Like you, I initially assumed matches were exceedingly rare and that 10% would be unusually high. But as someone who teaches a personal finance course for fourth-year medical students (which nearly all of our graduating class takes), I’ve been surprised by what I’ve seen. Many students now bring detailed spreadsheets comparing programs—including whether a match is offered—and it seems that a small but growing minority (around 5–10%) of programs do. Even more surprising, among those, 10% is often the match rate. Combined with the fact that our own university provides a 10% match for faculty, that’s why I used it as the baseline for this article.
As a fellowship program director, I’ve also advocated within my institution to extend retirement matching to residents and fellows, but so far those efforts have fallen on deaf ears. I recently helped write a paper (under review at the Journal of Graduate Medical Education) modeling this issue in more depth and arguing that residents and fellows shouldn’t be treated differently from faculty in retirement benefits. Just because we haven’t offered them historically doesn’t mean it’s the right move going forward.
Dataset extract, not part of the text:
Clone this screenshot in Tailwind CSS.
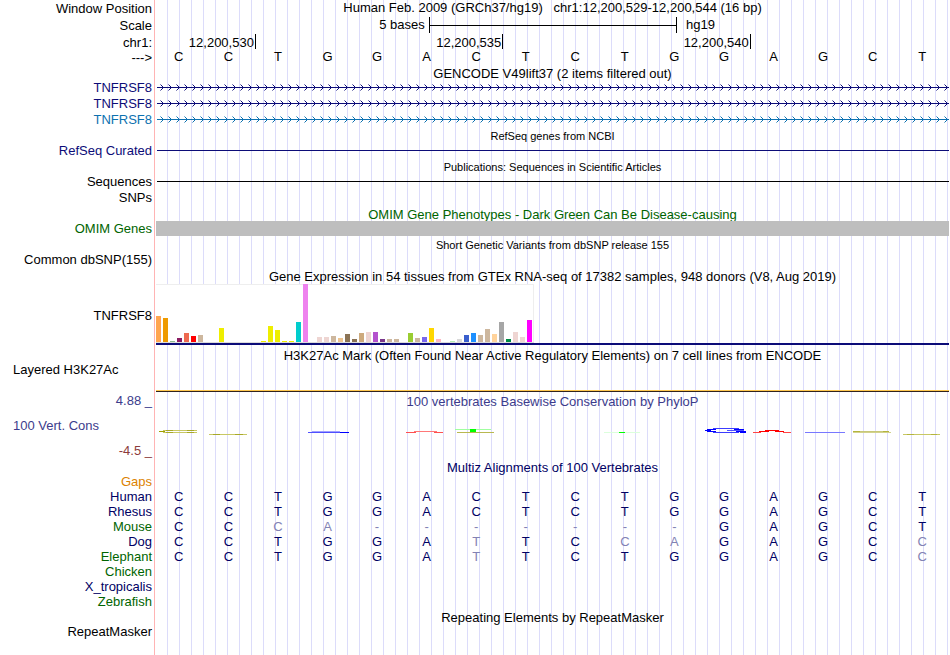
<!DOCTYPE html>
<html lang="en">
<head>
  <meta charset="utf-8">
  <meta name="viewport" content="width=device-width, initial-scale=1">
  <title>Genome Browser - hg19 chr1:12,200,529-12,200,544</title>
  <script src="https://cdn.jsdelivr.net/npm/@tailwindcss/browser@4"></script>
</head>
<body class="bg-white">
  <main class="relative min-h-screen pr-px font-['Liberation_Sans',Arial,sans-serif] text-[13px] leading-[15px] text-black">
    <!-- guide lines behind every track -->
    <div class="absolute inset-y-0 left-[154px] right-px border-l border-[#ffb4b4] pl-px">
      <div class="h-full bg-[repeating-linear-gradient(to_right,transparent_0px,transparent_11px,#dcdcfa_11px,#dcdcfa_12px)]"></div>
    </div>

    <div class="relative">
      <!-- position, scale and ruler -->
      <div class="flex h-[17px]">
        <div class="w-[156px] shrink-0 pr-1 text-right leading-[17px]">Window Position</div>
        <h1 class="flex-1 whitespace-pre text-center">Human Feb. 2009 (GRCh37/hg19)   chr1:12,200,529-12,200,544 (16 bp)</h1>
      </div>
      <div class="flex h-[17px]">
        <div class="w-[156px] shrink-0 pr-1 text-right leading-[17px]">Scale</div>
        <div class="flex flex-1">
          <div class="w-[34.4%] pr-1 text-right">5 bases</div>
          <div class="flex h-4 w-[31.3%] items-center border-x border-black">
            <div class="h-px w-full bg-black"></div>
          </div>
          <div class="pl-[9px]">hg19</div>
        </div>
      </div>
      <div class="flex h-[15px]">
        <div class="w-[156px] shrink-0 pr-1 text-right leading-[17px]">chr1:</div>
        <div class="flex flex-1">
          <div class="w-[12.6%] border-r border-black pr-px text-right leading-[17px]">12,200,530</div>
          <div class="w-[31.2%] border-r border-black pr-px text-right leading-[17px]">12,200,535</div>
          <div class="w-[31.2%] border-r border-black pr-px text-right leading-[17px]">12,200,540</div>
        </div>
      </div>
      <div class="flex h-[17px]">
        <div class="w-[156px] shrink-0 pr-1 text-right leading-[17px]">---&gt;</div>
        <div id="bases" class="grid flex-1 grid-cols-16 text-center"></div>
      </div>

      <!-- genes -->
      <h2 class="ml-[156px] h-[14px] text-center">GENCODE V49lift37 (2 items filtered out)</h2>
      <div class="flex h-4 text-[#0c0c78]">
        <div class="w-[156px] shrink-0 pr-1 text-right leading-4">TNFRSF8</div>
        <svg class="h-4 flex-1" shape-rendering="crispEdges">
          <defs>
            <pattern id="arrows" width="8" height="16" patternUnits="userSpaceOnUse">
              <path d="M5 5h1v1h-1zM6 6h1v3h-1zM5 9h1v1h-1z" fill="#0c0c78"/>
              <path d="M4 4h1v1h-1zM4 10h1v1h-1z" fill="#0c0c78" fill-opacity="0.5"/>
            </pattern>
            <pattern id="arrows-blue" width="8" height="16" patternUnits="userSpaceOnUse">
              <path d="M5 5h1v1h-1zM6 6h1v3h-1zM5 9h1v1h-1z" fill="#0c71b0"/>
              <path d="M4 4h1v1h-1zM4 10h1v1h-1z" fill="#0c71b0" fill-opacity="0.5"/>
            </pattern>
          </defs>
          <rect width="100%" height="16" fill="url(#arrows)"/>
          <rect x="1" y="7" width="100%" height="1" fill="#0c0c78"/>
        </svg>
      </div>
      <div class="flex h-4 text-[#0c0c78]">
        <div class="w-[156px] shrink-0 pr-1 text-right leading-4">TNFRSF8</div>
        <svg class="h-4 flex-1" shape-rendering="crispEdges">
          <rect width="100%" height="16" fill="url(#arrows)"/>
          <rect x="1" y="7" width="100%" height="1" fill="#0c0c78"/>
        </svg>
      </div>
      <div class="flex h-4 text-[#0c71b0]">
        <div class="w-[156px] shrink-0 pr-1 text-right leading-4">TNFRSF8</div>
        <svg class="h-4 flex-1" shape-rendering="crispEdges">
          <rect width="100%" height="16" fill="url(#arrows-blue)"/>
          <rect x="1" y="7" width="100%" height="1" fill="#0c71b0"/>
        </svg>
      </div>
      <h2 class="ml-[156px] h-[15px] pt-px text-center text-[11px]">RefSeq genes from NCBI</h2>
      <div class="flex h-4 text-[#0c0c78]">
        <div class="w-[156px] shrink-0 pr-1 text-right leading-4">RefSeq Curated</div>
        <div class="ml-px flex-1 pt-[7px]"><div class="h-px bg-[#0c0c78]"></div></div>
      </div>

      <!-- publications and variants -->
      <h2 class="ml-[156px] h-[15px] pt-px text-center text-[11px]">Publications: Sequences in Scientific Articles</h2>
      <div class="flex h-4">
        <div class="w-[156px] shrink-0 pr-1 text-right leading-4">Sequences</div>
        <div class="ml-px flex-1 pt-[7px]"><div class="h-px bg-black"></div></div>
      </div>
      <div class="h-4 w-[156px] pr-1 text-right leading-4">SNPs</div>
      <h2 class="ml-[156px] h-[15px] pt-px text-center text-[#006400]">OMIM Gene Phenotypes - Dark Green Can Be Disease-causing</h2>
      <div class="relative flex h-[15px] text-[#006400]">
        <div class="w-[156px] shrink-0 pr-1 text-right">OMIM Genes</div>
        <div class="flex-1 bg-[#bebebe]"></div>
      </div>
      <h2 class="ml-[156px] h-4 pt-0.5 text-center text-[11px]">Short Genetic Variants from dbSNP release 155</h2>
      <div class="h-4 w-[156px] pr-1 text-right leading-4">Common dbSNP(155)</div>

      <!-- GTEx expression -->
      <h2 class="ml-[156px] h-4 pt-px text-center">Gene Expression in 54 tissues from GTEx RNA-seq of 17382 samples, 948 donors (V8, Aug 2019)</h2>
      <div class="flex h-[61px] items-center">
        <div class="w-[156px] shrink-0 pr-1 pt-0.5 text-right">TNFRSF8</div>
        <div class="h-full flex-1 border-b-2 border-[#0c0c78]">
          <div id="tissues" class="flex h-[59px] w-[378px] items-end gap-0.5 border-b border-[#dcdcdc] bg-white shadow-[inset_-1px_1px_0_0_#eeeeee]"></div>
        </div>
      </div>

      <!-- regulation -->
      <h2 class="ml-[156px] h-[17px] pt-[3px] text-center">H3K27Ac Mark (Often Found Near Active Regulatory Elements) on 7 cell lines from ENCODE</h2>
      <div class="flex h-[30px]">
        <div class="w-[156px] shrink-0 pl-[13px]">Layered H3K27Ac</div>
        <div class="flex flex-1 flex-col justify-end">
          <div class="h-px bg-[#ffc850]"></div>
          <div class="h-px bg-[#32231e]"></div>
        </div>
      </div>

      <!-- conservation -->
      <div class="flex h-[17px] text-[#3c3c8c]">
        <div class="w-[156px] shrink-0 pr-1 text-right leading-[17px]">4.88 _</div>
        <h2 class="flex-1 pt-0.5 text-center">100 vertebrates Basewise Conservation by PhyloP</h2>
      </div>
      <div class="flex h-[51px]">
        <div class="flex w-[156px] shrink-0 flex-col justify-between pb-0.5 pl-[13px] pr-1 pt-[9px]">
          <div class="text-[#3c3c8c]">100 Vert. Cons</div>
          <div class="text-right text-[#8c3c3c]">-4.5 _</div>
        </div>
        <svg class="h-[51px] min-w-0 flex-1" viewBox="0 0 793 51" preserveAspectRatio="none" fill="none">
          <path d="M7 21.5H41M7 23.5H41" stroke="#c8c864"/>
          <path d="M10 21.5H17M31 21.5H38M10 23.5H17M31 23.5H38" stroke="#a8a828"/>
          <path d="M3 22.5H9" stroke="#a0a000"/>
          <path d="M53 25.5H91" stroke="#c8c864"/>
          <path d="M57 25.5H64M79 25.5H87" stroke="#a8a828"/>
          <path d="M152 23.5H193" stroke="#5050ff"/>
          <path d="M156 22.5H184" stroke="#a0a0ff"/>
          <path d="M184 23.5H193" stroke="#0000ff"/>
          <path d="M250 23.5H260M278 23.5H287" stroke="#ff5050"/>
          <path d="M258 22.5H281" stroke="#ff7878"/>
          <path d="M299 20.5H335" stroke="#a0ffa0"/>
          <path d="M301 23.5H338" stroke="#b8b850"/>
          <rect x="314" y="20" width="6" height="3" fill="#00ff00"/>
          <path d="M448 23.5H484" stroke="#dcffdc"/>
          <path d="M463 23.5H469" stroke="#00ff00"/>
          <path d="M557 19.5H583M557 23.5H583" stroke="#3c3cff"/>
          <path d="M549 21.5H555M551 20.5H560M551 22.5H560M578 20.5H588M580 22.5H590M584 23.5H590" stroke="#0000ff"/>
          <path d="M571 21.5H588" stroke="#5050ff"/>
          <path d="M597 23.5H605M627 23.5H635" stroke="#ff4646"/>
          <path d="M603 22.5H613M619 22.5H628M609 21.5H623" stroke="#ff0000"/>
          <path d="M649 23.5H689" stroke="#7878ff"/>
          <path d="M697 22.5H733" stroke="#c8c878"/>
          <path d="M697 23.5H735" stroke="#d2d28c"/>
          <path d="M697 22.5H704M727 22.5H733" stroke="#b4b43c"/>
          <path d="M747 25.5H784" stroke="#c8c864"/>
          <path d="M751 25.5H758M775 25.5H781" stroke="#b4b43c"/>
        </svg>
      </div>

      <!-- alignments -->
      <h2 class="ml-[156px] h-[14px] text-center text-[#000064]">Multiz Alignments of 100 Vertebrates</h2>
      <div class="h-[15px] w-[156px] pr-1 text-right text-[#dc8200]">Gaps</div>
      <table class="w-full table-fixed border-collapse">
        <tbody id="species"></tbody>
      </table>

      <h2 class="ml-[156px] h-[15px] pt-px text-center">Repeating Elements by RepeatMasker</h2>
      <div class="h-[15px] w-[156px] pr-1 text-right">RepeatMasker</div>
    </div>
  </main>

  <script>
    document.getElementById('bases').innerHTML = [...'CCTGGACTCTGGAGCT']
      .map(base => `<span class="pr-1">${base}</span>`).join('');

    // [color, height] per tissue
    const tissues = [
      ['#ffa54f', 26], ['#ee9a00', 24], ['#8fbc8f', 1], ['#8b1c62', 4], ['#ee6a50', 9], ['#ff0000', 6],
      ['#cdb79e', 7], ['#dddddd', 0], ['#dddddd', 0], ['#eeee00', 14], ['#eeee00', 0], ['#eeee00', 0],
      ['#eeee00', 0], ['#eeee00', 0], ['#eeee00', 0], ['#eeee00', 1], ['#eeee00', 16], ['#eeee00', 12],
      ['#eeee00', 1], ['#eeee00', 1], ['#00cdcd', 20], ['#ee82ee', 58], ['#9ac0cd', 0], ['#eed5d2', 5],
      ['#eed5d2', 5], ['#cdb79e', 6], ['#eec591', 4], ['#8b7355', 8], ['#8b7355', 3], ['#cdaa7d', 9],
      ['#eed5d2', 10], ['#b452cd', 10], ['#7a378b', 3], ['#cdb79e', 3], ['#cdb79e', 3], ['#cdb79e', 0],
      ['#9acd32', 9], ['#cdb79e', 4], ['#7a67ee', 5], ['#ffd700', 14], ['#ffb6c1', 3], ['#cd9b1d', 0],
      ['#b4eeb4', 1], ['#d9d9d9', 3], ['#3a5fcd', 7], ['#1e90ff', 9], ['#cdb79e', 7], ['#cdb79e', 13],
      ['#ffd39b', 8], ['#a6a6a6', 20], ['#008b45', 3], ['#eed5d2', 10], ['#eed5d2', 5], ['#ff00ff', 22]
    ];
    document.getElementById('tissues').innerHTML = tissues
      .map(([color, height]) => `<div class="w-[5px]" style="height:${height}px;background:${color}"></div>`).join('');

    // lower case marks a base that differs from human
    const species = [
      ['Human', 'CCTGGACTCTGGAGCT'],
      ['Rhesus', 'CCTGGACTCTGGAGCT'],
      ['Mouse', 'CCca-------GAGCT'],
      ['Dog', 'CCTGGAtTCcaGAGCc'],
      ['Elephant', 'CCTGGAtTCTGGAGCc'],
      ['Chicken', ''],
      ['X_tropicalis', ''],
      ['Zebrafish', '']
    ];
    const green = ['Mouse', 'Elephant', 'Chicken', 'Zebrafish'];
    document.getElementById('species').innerHTML = species.map(([name, seq]) => {
      const cells = [...seq.padEnd(16)].map(base => {
        const color = base === base.toUpperCase() && base !== '-' ? 'text-[#000064]' : 'text-[#8282b4]';
        return `<td class="p-0 pr-1 text-center ${color}">${base.toUpperCase()}</td>`;
      }).join('');
      const label = green.includes(name) ? 'text-[#006400]' : 'text-[#000064]';
      return `<tr class="h-[15px]"><th scope="row" class="w-[156px] p-0 pr-1 text-right font-normal ${label}">${name}</th>${cells}</tr>`;
    }).join('');
  </script>
</body>
</html>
Hopefully, this recent trend continues—and retirement matching becomes a standard practice across residency and fellowship programs.
Amen, thanks for advocating Josh. While I don’t think this is a particularly important factor when choosing a residency program (fit, quality of education, and location are all far more important than salary or any benefit) I do like the idea of getting docs started saving for retirement as soon as possible. And besides, a match is just an increased salary. What doc wouldn’t have liked that in residency?
The fun thing about a blog that publishes daily is that if you don’t find one post to be useful to you, there’ll be something else along tomorrow. Take what you find useful, leave the rest, make your own contributions to help others, and build the community.
I do think you’re right that most programs offer no obtainable match to their residents, but I’ve never seen anyone actually attempt to figure out even an average figure.
Something very relevant is missing from this post, which is the importance of knowing the vesting period. Most vesting periods are 3 or 4 or 5 years. And, perhaps not coincidentally, even though we know the shortest residency period is 3 years it’s not quite 3 years. And that matters a lot when it comes to vesting because vesting very much cares about your start day and you last day.
Let’s say you have a 3 year residency and a nice match with a 3 year vesting period. I won’t get into cliff vs gradual vesting. Let’s say you start on July 1. Your last day of residency is almost 3 years later, June 30. Boom. You get NONE of the match money you’ve put in over the past almost 3 years. It’s very important to read the fine print/summary plan document.
Absolutely a critical point.
This is an excellent point, and you’re absolutely right that the vesting timetable is an important consideration with any retirement match. In the resident retirement plans I’ve seen, participants are typically fully vested before finishing training, but it’s definitely worth checking.
One point worth noting is that a three-year residency actually spans a little more than three years of employment. Most residents officially start around June 22 for onboarding, with clinical duties beginning July 1, so their total employment runs about three years and a week. That means a three-year vesting requirement would usually still be met by completion of training.
Of course, this varies by program, so it’s important to read the plan documents carefully to confirm the exact vesting rules. Great comment—this is a very relevant and often overlooked detail.